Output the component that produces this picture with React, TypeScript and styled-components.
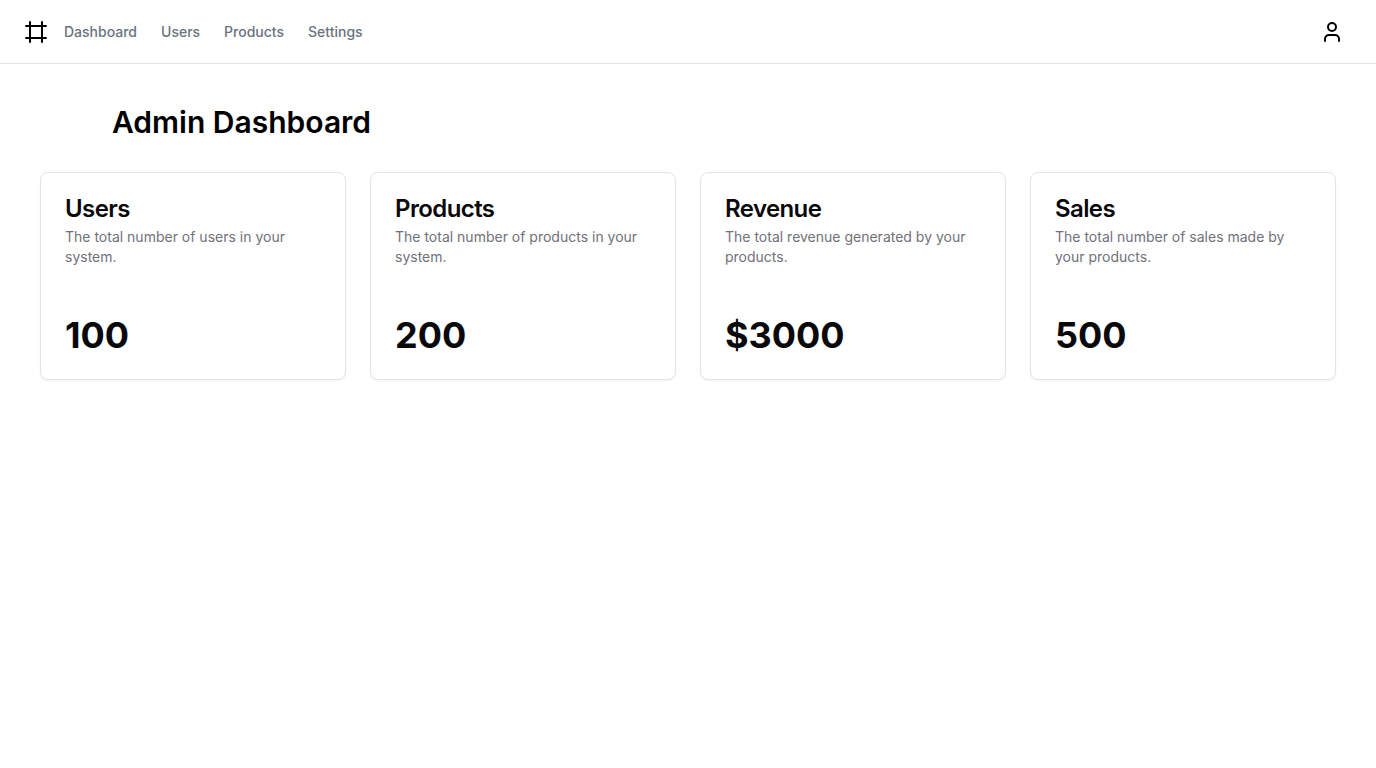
import React from "react";
import styled, { createGlobalStyle } from "styled-components";
import { Frame, User } from "lucide-react";

const GlobalStyle = createGlobalStyle`
  *, *::before, *::after { box-sizing: border-box; }
  body {
    margin: 0;
    background: #ffffff;
    color: #09090b;
    font-family: Inter, "Liberation Sans", sans-serif;
    font-size: 16px;
    line-height: 24px;
  }
`;

const Page = styled.div`
  display: flex;
  flex-direction: column;
  min-height: 100vh;
`;

const Header = styled.header`
  display: flex;
  align-items: center;
  justify-content: space-between;
  height: 64px;
  padding: 0 24px;
  border-bottom: 1px solid #e4e4e7;
`;

const Nav = styled.nav`
  display: flex;
  align-items: center;
  gap: 16px;
`;

const HomeLink = styled.a`
  display: flex;
  color: #000000;
`;

const NavList = styled.ul`
  display: flex;
  gap: 24px;
  margin: 0;
  padding: 0;
  list-style: none;
`;

const NavLink = styled.a`
  display: block;
  color: #6b7280;
  font-size: 14px;
  font-weight: 500;
  line-height: 20px;
  text-decoration: none;
`;

const AccountButton = styled.button`
  display: flex;
  align-items: center;
  justify-content: center;
  width: 40px;
  height: 40px;
  padding: 0;
  border: 0;
  border-radius: 20px;
  background: transparent;
  color: #000000;
`;

const Main = styled.main`
  display: flex;
  flex-direction: column;
  gap: 32px;
  padding: 40px;
`;

const Title = styled.h1`
  width: 100%;
  max-width: 1152px;
  margin: 0 auto;
  color: #000000;
  font-size: 30px;
  font-weight: 600;
  line-height: 36px;
`;

const CardGrid = styled.div`
  display: grid;
  grid-template-columns: repeat(4, minmax(0, 1fr));
  gap: 24px;
`;

const Card = styled.section`
  display: flex;
  flex-direction: column;
  gap: 48px;
  padding: 24px;
  border: 1px solid #e4e4e7;
  border-radius: 8px;
  background: #ffffff;
  box-shadow: 0 1px 2px rgba(0, 0, 0, 0.05);
`;

const CardHeader = styled.div`
  display: flex;
  flex-direction: column;
  gap: 6px;
`;

const CardTitle = styled.h2`
  margin: 0;
  font-size: 24px;
  font-weight: 600;
  line-height: 24px;
  letter-spacing: -0.025em;
`;

const CardDescription = styled.p`
  margin: 0;
  color: #71717a;
  font-size: 14px;
  line-height: 20px;
`;

const CardValue = styled.p`
  margin: 0;
  font-size: 36px;
  font-weight: 700;
  line-height: 40px;
`;

const links = ["Dashboard", "Users", "Products", "Settings"];

const stats = [
  { title: "Users", description: "The total number of users in your system.", value: "100" },
  { title: "Products", description: "The total number of products in your system.", value: "200" },
  { title: "Revenue", description: "The total revenue generated by your products.", value: "$3000" },
  { title: "Sales", description: "The total number of sales made by your products.", value: "500" },
];

export default function App() {
  return (
    <Page>
      <GlobalStyle />
      <Header>
        <Nav>
          <HomeLink href="#" aria-label="Home">
            <Frame size={24} />
          </HomeLink>
          <NavList>
            {links.map((label) => (
              <li key={label}>
                <NavLink href="#">{label}</NavLink>
              </li>
            ))}
          </NavList>
        </Nav>
        <AccountButton type="button" aria-label="Account">
          <User size={24} />
        </AccountButton>
      </Header>
      <Main>
        <Title>Admin Dashboard</Title>
        <CardGrid>
          {stats.map((stat) => (
            <Card key={stat.title}>
              <CardHeader>
                <CardTitle>{stat.title}</CardTitle>
                <CardDescription>{stat.description}</CardDescription>
              </CardHeader>
              <CardValue>{stat.value}</CardValue>
            </Card>
          ))}
        </CardGrid>
      </Main>
    </Page>
  );
}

WRITTEN TASK ▸ Produce an exact copy of each line of data, skipping embedded images.

COMPLETED EXERCISE ▸
Output the component that produces this picture with React, TypeScript and styled-components.
import React from "react";
import styled, { createGlobalStyle } from "styled-components";
import { Frame, User } from "lucide-react";

const GlobalStyle = createGlobalStyle`
  *, *::before, *::after { box-sizing: border-box; }
  body {
    margin: 0;
    background: #ffffff;
    color: #09090b;
    font-family: Inter, "Liberation Sans", sans-serif;
    font-size: 16px;
    line-height: 24px;
  }
`;

const Page = styled.div`
  display: flex;
  flex-direction: column;
  min-height: 100vh;
`;

const Header = styled.header`
  display: flex;
  align-items: center;
  justify-content: space-between;
  height: 64px;
  padding: 0 24px;
  border-bottom: 1px solid #e4e4e7;
`;

const Nav = styled.nav`
  display: flex;
  align-items: center;
  gap: 16px;
`;

const HomeLink = styled.a`
  display: flex;
  color: #000000;
`;

const NavList = styled.ul`
  display: flex;
  gap: 24px;
  margin: 0;
  padding: 0;
  list-style: none;
`;

const NavLink = styled.a`
  display: block;
  color: #6b7280;
  font-size: 14px;
  font-weight: 500;
  line-height: 20px;
  text-decoration: none;
`;

const AccountButton = styled.button`
  display: flex;
  align-items: center;
  justify-content: center;
  width: 40px;
  height: 40px;
  padding: 0;
  border: 0;
  border-radius: 20px;
  background: transparent;
  color: #000000;
`;

const Main = styled.main`
  display: flex;
  flex-direction: column;
  gap: 32px;
  padding: 40px;
`;

const Title = styled.h1`
  width: 100%;
  max-width: 1152px;
  margin: 0 auto;
  color: #000000;
  font-size: 30px;
  font-weight: 600;
  line-height: 36px;
`;

const CardGrid = styled.div`
  display: grid;
  grid-template-columns: repeat(4, minmax(0, 1fr));
  gap: 24px;
`;

const Card = styled.section`
  display: flex;
  flex-direction: column;
  gap: 48px;
  padding: 24px;
  border: 1px solid #e4e4e7;
  border-radius: 8px;
  background: #ffffff;
  box-shadow: 0 1px 2px rgba(0, 0, 0, 0.05);
`;

const CardHeader = styled.div`
  display: flex;
  flex-direction: column;
  gap: 6px;
`;

const CardTitle = styled.h2`
  margin: 0;
  font-size: 24px;
  font-weight: 600;
  line-height: 24px;
  letter-spacing: -0.025em;
`;

const CardDescription = styled.p`
  margin: 0;
  color: #71717a;
  font-size: 14px;
  line-height: 20px;
`;

const CardValue = styled.p`
  margin: 0;
  font-size: 36px;
  font-weight: 700;
  line-height: 40px;
`;

const links = ["Dashboard", "Users", "Products", "Settings"];

const stats = [
  { title: "Users", description: "The total number of users in your system.", value: "100" },
  { title: "Products", description: "The total number of products in your system.", value: "200" },
  { title: "Revenue", description: "The total revenue generated by your products.", value: "$3000" },
  { title: "Sales", description: "The total number of sales made by your products.", value: "500" },
];

export default function App() {
  return (
    <Page>
      <GlobalStyle />
      <Header>
        <Nav>
          <HomeLink href="#" aria-label="Home">
            <Frame size={24} />
          </HomeLink>
          <NavList>
            {links.map((label) => (
              <li key={label}>
                <NavLink href="#">{label}</NavLink>
              </li>
            ))}
          </NavList>
        </Nav>
        <AccountButton type="button" aria-label="Account">
          <User size={24} />
        </AccountButton>
      </Header>
      <Main>
        <Title>Admin Dashboard</Title>
        <CardGrid>
          {stats.map((stat) => (
            <Card key={stat.title}>
              <CardHeader>
                <CardTitle>{stat.title}</CardTitle>
                <CardDescription>{stat.description}</CardDescription>
              </CardHeader>
              <CardValue>{stat.value}</CardValue>
            </Card>
          ))}
        </CardGrid>
      </Main>
    </Page>
  );
}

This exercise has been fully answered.